A metronome was used as part of a technique to test the effects of musical and rhythmic stimulation in physical rehabilitation programs. After a series of tests involving physical therapy exercises while songs with different tempos played, subjects were asked to evaluate their own levels of fatigue. The results showed no statistically significant difference between fatigue levels with and without listening to various music. However, many patients that did respond with fatigue after music recorded the highest level of fatigue possible on the evaluation scale. This experiment paves the way for further study in distinction of the perception of listening fatigue between individuals.
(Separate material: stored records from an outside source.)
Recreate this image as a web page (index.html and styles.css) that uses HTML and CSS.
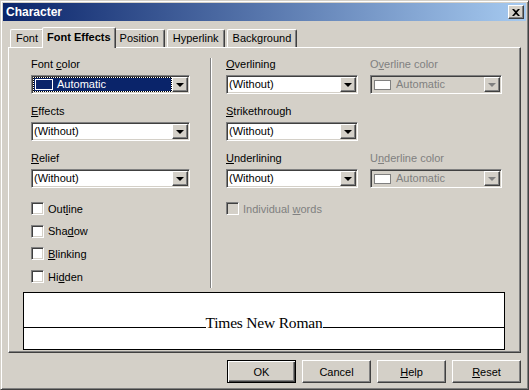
FILE: index.html
```html
<!DOCTYPE html>
<html lang="en">
<head>
    <meta charset="UTF-8">
    <title>Character</title>
    <link rel="stylesheet" href="styles.css">
</head>
<body>
    <div class="window">
        <div class="titlebar">
            <span class="title">Character</span>
            <button class="close-btn">
                <svg width="8" height="7" viewBox="0 0 8 7"><path d="M0 0h2l2 2 2-2h2L5 3.5 8 7H6L4 5 2 7H0l3-3.5z" fill="#000"/></svg>
            </button>
        </div>

        <div class="tabs">
            <div class="tab">Font</div>
            <div class="tab tab-active">Font Effects</div>
            <div class="tab">Position</div>
            <div class="tab">Hyperlink</div>
            <div class="tab">Background</div>
        </div>

        <div class="panel">
            <div class="columns">
                <div class="col-left">
                    <div class="field">
                        <div class="label">Font <u>c</u>olor</div>
                        <div class="combo">
                            <div class="combo-value combo-focus">
                                <span class="swatch"></span>
                                <span>Automatic</span>
                            </div>
                            <div class="combo-btn"><span class="arrow"></span></div>
                        </div>
                    </div>
                    <div class="field">
                        <div class="label"><u>E</u>ffects</div>
                        <div class="combo">
                            <div class="combo-value">(Without)</div>
                            <div class="combo-btn"><span class="arrow"></span></div>
                        </div>
                    </div>
                    <div class="field">
                        <div class="label"><u>R</u>elief</div>
                        <div class="combo">
                            <div class="combo-value">(Without)</div>
                            <div class="combo-btn"><span class="arrow"></span></div>
                        </div>
                    </div>
                    <div class="checks">
                        <div class="check"><span class="box"></span><span>Out<u>l</u>ine</span></div>
                        <div class="check"><span class="box"></span><span>Sha<u>d</u>ow</span></div>
                        <div class="check"><span class="box"></span><span><u>B</u>linking</span></div>
                        <div class="check"><span class="box"></span><span>Hi<u>d</u>den</span></div>
                    </div>
                </div>

                <div class="separator"></div>

                <div class="col-right">
                    <div class="pair">
                        <div class="field">
                            <div class="label"><u>O</u>verlining</div>
                            <div class="combo">
                                <div class="combo-value">(Without)</div>
                                <div class="combo-btn"><span class="arrow"></span></div>
                            </div>
                        </div>
                        <div class="field disabled">
                            <div class="label">O<u>v</u>erline color</div>
                            <div class="combo">
                                <div class="combo-value">
                                    <span class="swatch"></span>
                                    <span>Automatic</span>
                                </div>
                                <div class="combo-btn"><span class="arrow"></span></div>
                            </div>
                        </div>
                    </div>
                    <div class="pair">
                        <div class="field">
                            <div class="label"><u>S</u>trikethrough</div>
                            <div class="combo">
                                <div class="combo-value">(Without)</div>
                                <div class="combo-btn"><span class="arrow"></span></div>
                            </div>
                        </div>
                    </div>
                    <div class="pair">
                        <div class="field">
                            <div class="label"><u>U</u>nderlining</div>
                            <div class="combo">
                                <div class="combo-value">(Without)</div>
                                <div class="combo-btn"><span class="arrow"></span></div>
                            </div>
                        </div>
                        <div class="field disabled">
                            <div class="label">U<u>n</u>derline color</div>
                            <div class="combo">
                                <div class="combo-value">
                                    <span class="swatch"></span>
                                    <span>Automatic</span>
                                </div>
                                <div class="combo-btn"><span class="arrow"></span></div>
                            </div>
                        </div>
                    </div>
                    <div class="checks">
                        <div class="check disabled"><span class="box"></span><span>Individual <u>w</u>ords</span></div>
                    </div>
                </div>
            </div>

            <div class="preview">
                <div class="preview-row">
                    <div class="rule"></div>
                    <span class="preview-text">Times New Roman</span>
                    <div class="rule"></div>
                </div>
            </div>
        </div>

        <div class="buttons">
            <button class="btn btn-default">OK</button>
            <button class="btn">Cancel</button>
            <button class="btn"><u>H</u>elp</button>
            <button class="btn"><u>R</u>eset</button>
        </div>
    </div>
</body>
</html>
```

FILE: styles.css
```css
* {
    margin: 0;
    padding: 0;
    box-sizing: border-box;
}

body {
    background: #d4d0c8;
    font-family: 'Liberation Sans', Arial, sans-serif;
    font-size: 11px;
    color: #000;
}

u {
    text-decoration: underline;
    text-underline-offset: 1px;
}

/* window frame */
.window {
    width: 529px;
    height: 390px;
    background: #d4d0c8;
    border: 1px solid;
    border-color: #d4d0c8 #404040 #404040 #d4d0c8;
    box-shadow: inset 1px 1px #fff, inset -1px -1px #808080;
    padding: 2px;
    display: flex;
    flex-direction: column;
}

.titlebar {
    height: 18px;
    background: linear-gradient(to right, #0a246a, #a6caf0);
    display: flex;
    align-items: center;
    justify-content: space-between;
    padding: 0 2px 0 3px;
}

.title {
    color: #fff;
    font-weight: bold;
    font-size: 12px;
}

.close-btn {
    width: 16px;
    height: 14px;
    background: #d4d0c8;
    border: 1px solid;
    border-color: #fff #404040 #404040 #fff;
    box-shadow: inset -1px -1px #808080;
    display: flex;
    align-items: center;
    justify-content: center;
}

/* tabs */
.tabs {
    display: flex;
    align-items: flex-end;
    height: 26px;
    padding-left: 7px;
}

.tab {
    height: 18px;
    line-height: 16px;
    padding: 0 5px;
    border: 1px solid;
    border-bottom: none;
    border-color: #fff #404040 transparent #fff;
    border-radius: 2px 2px 0 0;
    box-shadow: inset -1px 0 #808080;
    white-space: nowrap;
}

.tab:nth-child(n+4) {
    margin-left: 2px;
}

.tab-active {
    height: 21px;
    line-height: 18px;
    padding: 0 4px;
    margin: 0 -2px -1px;
    font-weight: bold;
    position: relative;
    z-index: 1;
    background: #d4d0c8;
}

/* tab page */
.panel {
    margin: 0 5px;
    height: 306px;
    border: 1px solid;
    border-color: #fff #404040 #404040 #fff;
    box-shadow: inset -1px -1px #808080;
    padding: 9px 15px 0 14px;
}

.columns {
    display: flex;
    height: 231px;
    padding-left: 8px;
}

.col-left {
    width: 159px;
}

.separator {
    width: 2px;
    margin: 1px 14px 0 20px;
    border-left: 1px solid #808080;
    border-right: 1px solid #fff;
}

.pair {
    display: flex;
    gap: 12px;
}

.pair .field {
    width: 132px;
}

.field {
    margin-bottom: 10px;
}

.label {
    height: 14px;
    line-height: 14px;
    margin-bottom: 4px;
    white-space: nowrap;
}

.combo {
    display: flex;
    height: 19px;
    padding: 1px;
    background: #fff;
    border: 1px solid;
    border-color: #808080 #fff #fff #808080;
    box-shadow: inset 1px 1px #404040, inset -1px -1px #d4d0c8;
}

.combo-value {
    flex: 1;
    height: 15px;
    line-height: 15px;
    padding-left: 1px;
    white-space: nowrap;
    overflow: hidden;
    display: flex;
    align-items: center;
}

.combo-focus {
    background: linear-gradient(#0a246a, #0a246a) padding-box, #000;
    border: 1px dotted #fff;
    color: #fff;
    padding-left: 1px;
    gap: 4px;
}

.swatch {
    display: block;
    width: 18px;
    height: 11px;
    border: 1px solid #fff;
}

.combo-btn {
    width: 16px;
    height: 15px;
    background: #d4d0c8;
    border: 1px solid;
    border-color: #fff #404040 #404040 #fff;
    box-shadow: inset -1px -1px #808080;
    display: flex;
    align-items: center;
    justify-content: center;
}

.arrow {
    width: 0;
    height: 0;
    border-left: 4px solid transparent;
    border-right: 4px solid transparent;
    border-top: 4px solid #000;
    margin-left: -1px;
}

.disabled {
    color: #808080;
}

.disabled .combo {
    background: #d4d0c8;
}

.disabled .combo-value {
    padding-left: 2px;
    gap: 5px;
}

.disabled .swatch {
    width: 17px;
    height: 10px;
    border-color: #808080;
    background: #fff;
}

.disabled .arrow {
    border-top-color: #808080;
}

/* check boxes */
.checks {
    display: flex;
    flex-direction: column;
    gap: 1.7px;
}

.check {
    height: 21px;
    display: flex;
    align-items: center;
    gap: 4px;
    white-space: nowrap;
}

.box {
    width: 13px;
    height: 13px;
    background: #fff;
    border: 1px solid;
    border-color: #808080 #fff #fff #808080;
    box-shadow: inset 1px 1px #404040, inset -1px -1px #d4d0c8;
}

.check.disabled .box {
    background: #d4d0c8;
}

/* preview */
.preview {
    margin-top: 4px;
    height: 58px;
    background: #fff;
    border: 1px solid #000;
    padding-top: 21px;
}

.preview-row {
    display: flex;
    align-items: baseline;
}

.rule {
    flex: 1;
    border-bottom: 1px solid #000;
}

.preview-text {
    font-family: 'Liberation Serif', 'Times New Roman', serif;
    font-size: 15.5px;
    letter-spacing: -0.2px;
}

/* dialog buttons */
.buttons {
    display: flex;
    justify-content: flex-end;
    gap: 6px;
    margin: 7px 5px 0 0;
}

.btn {
    width: 69px;
    height: 23px;
    background: #d4d0c8;
    font-family: inherit;
    font-size: 11px;
    color: #000;
    border: 1px solid;
    border-color: #fff #404040 #404040 #fff;
    box-shadow: inset -1px -1px #808080;
}

.btn-default {
    border-color: #000;
    box-shadow: inset 1px 1px #fff, inset -1px -1px #404040, inset -2px -2px #808080;
}
```
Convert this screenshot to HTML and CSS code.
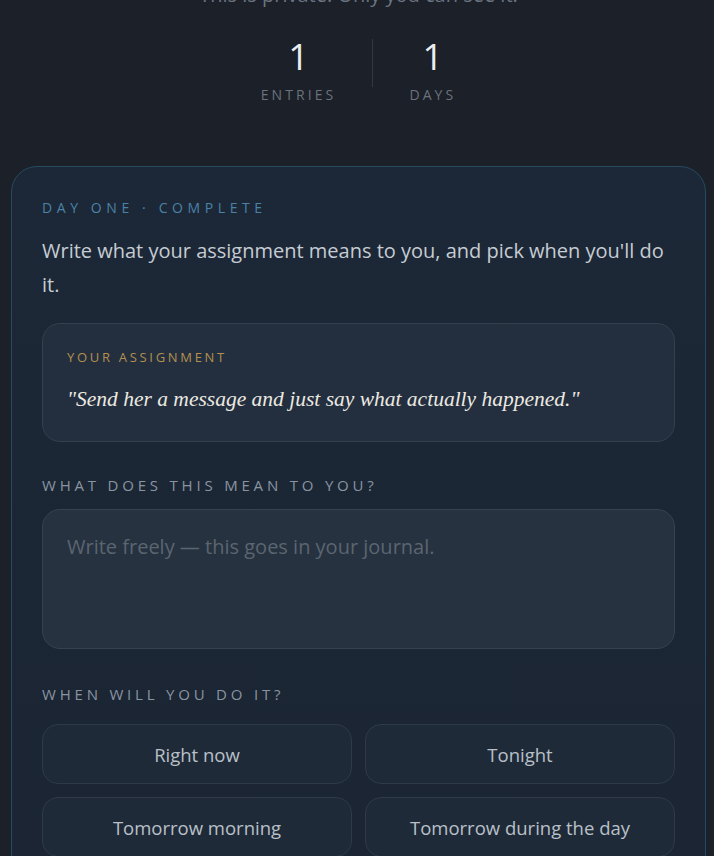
FILE: index.html
```html
<html>
<head>
  <link rel="stylesheet" href="styles.css">
</head>
<body>
  <div class="page">
    <p class="intro">This is private. Only you can see it.</p>

    <div class="stats">
      <div class="stat">
        <div class="stat-num">1</div>
        <div class="stat-label">Entries</div>
      </div>
      <div class="stat-divider"></div>
      <div class="stat">
        <div class="stat-num">1</div>
        <div class="stat-label">Days</div>
      </div>
    </div>

    <div class="card">
      <div class="eyebrow">Day One · Complete</div>
      <p class="lead">Write what your assignment means to you, and pick when you'll do it.</p>

      <div class="assignment">
        <div class="assignment-label">Your assignment</div>
        <p class="assignment-text">"Send her a message and just say what actually happened."</p>
      </div>

      <div class="field-label">What does this mean to you?</div>
      <textarea class="journal" placeholder="Write freely — this goes in your journal."></textarea>

      <div class="field-label">When will you do it?</div>
      <div class="options">
        <button class="option">Right now</button>
        <button class="option">Tonight</button>
        <button class="option">Tomorrow morning</button>
        <button class="option">Tomorrow during the day</button>
      </div>
    </div>
  </div>
</body>
</html>
```

FILE: styles.css
```css
body {
  margin: 0;
  background: #1b2029;
  font-family: "Open Sans", Lato, sans-serif;
  color: #c9ced5;
}

.page {
  padding: 0 8px 40px 11px;
}

.intro {
  margin: -19px 0 0;
  text-align: center;
  font-size: 20px;
  color: #6b7480;
}

.stats {
  display: flex;
  justify-content: center;
  margin-top: 29px;
}

.stat {
  padding: 0 36px;
  text-align: center;
}

.stat-num {
  font-size: 36px;
  font-weight: 400;
  line-height: 40px;
  color: #eaeef1;
}

.stat-label {
  margin-top: 8px;
  font-size: 14px;
  letter-spacing: 3.1px;
  text-transform: uppercase;
  color: #6c727b;
}

.stat-divider {
  width: 1px;
  margin-top: 2px;
  height: 48px;
  background: #2f3845;
}

.card {
  margin-top: 62px;
  padding: 30px 30px 40px;
  border: 1px solid #264a60;
  border-radius: 26px;
  background: linear-gradient(180deg, #1c2837 0%, #1b2533 100%);
}

.eyebrow {
  margin-top: 1px;
  font-size: 14px;
  letter-spacing: 4.6px;
  text-transform: uppercase;
  color: #4a82a6;
}

.lead {
  margin: 17px 0 0;
  font-size: 20px;
  line-height: 34px;
  color: #c6ccd3;
}

.assignment {
  margin-top: 21px;
  padding: 24px 24px 29px;
  border: 1px solid #34404e;
  border-radius: 18px;
  background: #232f3e;
}

.assignment-label {
  font-size: 13px;
  letter-spacing: 2.7px;
  text-transform: uppercase;
  color: #b39050;
}

.assignment-text {
  margin: 21px 0 0;
  font-family: "Liberation Serif", serif;
  font-style: italic;
  font-size: 21.5px;
  color: #ece9e2;
}

.field-label {
  margin-top: 33px;
  font-size: 15px;
  letter-spacing: 3.8px;
  text-transform: uppercase;
  color: #8a94a1;
}

.journal + .field-label {
  margin-top: 35px;
}

.journal {
  display: block;
  box-sizing: border-box;
  width: 100%;
  height: 140px;
  margin-top: 14px;
  padding: 23px 24px;
  border: 1px solid #36424f;
  border-radius: 18px;
  background: #263240;
  font-family: inherit;
  font-size: 20px;
  color: #c9ced5;
  resize: none;
}

.journal::placeholder {
  color: #5b6570;
}

.options {
  display: grid;
  grid-template-columns: 1fr 1fr;
  gap: 13px;
  margin-top: 20px;
}

.option {
  height: 60px;
  border: 1px solid #2e3a48;
  border-radius: 16px;
  background: #1f2a38;
  font-family: inherit;
  font-size: 18.5px;
  color: #b9c0c8;
}
```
Lin et al., conducted an experiment in Taiwan that tested the effect of generation of reactive oxygen species on temporary threshold shift and noise-induced hearing loss.
 Subjects were employees at a steel manufacturing company and each one was assessed for personal noise exposure during work shifts. Statistical analysis yielded a correlation between exposure of higher-frequency sounds to lower temporary threshold shifts and greater levels of tiredness and hearing loss.

===Animal===
Studies have been done on a multiple animal species to help understand hearing loss and fatigue, including guinea pigs and dolphins., rats, fish, and chinchillas. These studies associate auditory fatigue with prolonged exposure to high levels of sound.

==Treatment and prevention==
At first glance, it would seem that reducing the noise and volume would be sufficient to reduce or prevent listening fatigue altogether. However, it is evident that the issue is at least partly physiological in nature. In cases of sensory overload not related to purposeful listening of hazardous noises, common ear protection such as earplugs and earmuffs can help alleviate the issue.